Church in Telemark, Norway

Herøya Church (Herøya kirke) is a parish church of the Church of Norway in Porsgrunn Municipality in Telemark county, Norway. It is located on Herøya in the town of Porsgrunn. It is one of the churches for the Eidanger parish which is part of the Skien prosti (deanery) in the Diocese of Agder og Telemark. The brick church was built in a rectangular design in 1957 using plans drawn up by the architects Helge Abrahamsen and Hans Grinde. The church seats about 430 people, but can hold up to 700 people if the movable walls are changed to maximize seating in the main room.

==History==
In 1928, Norsk Hydro opened a factory on Herøya and as part of the design of the area, the company including a place for a new church as part of the residential areas surrounding the factory.
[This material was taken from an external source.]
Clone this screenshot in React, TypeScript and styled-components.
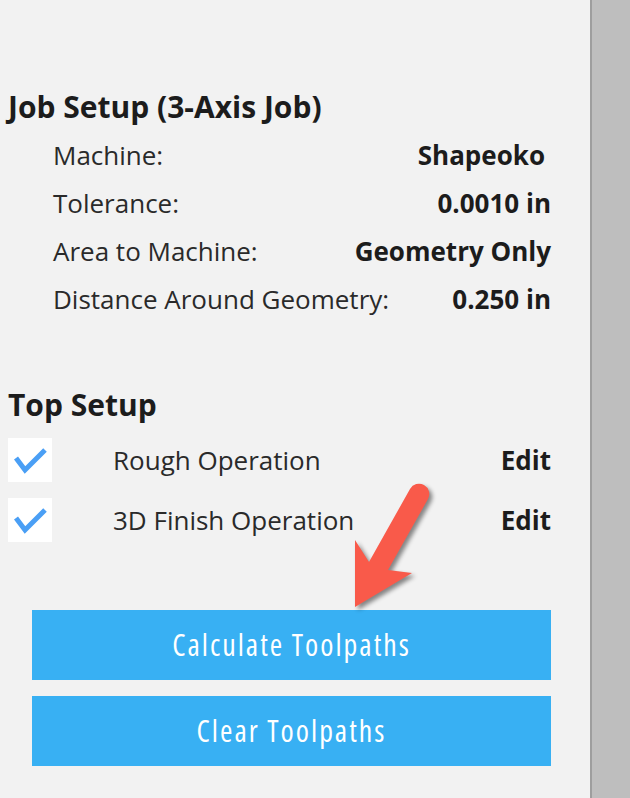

After World War II, there was a push to get the church built on Herøya. Norsk Hydro donated land for the church and contributed money towards the construction costs. The church was designed by Helge Abrahamsen and Hans Grinde. The new church was consecrated on 27 August 1957 by Bishop Johannes Smidt. The church is a modern design, built out of brick and concrete, and covered with white plaster on the outside. There is a free-standing bell tower near the main entrance to the church. The church was restored in 1988 and 1992.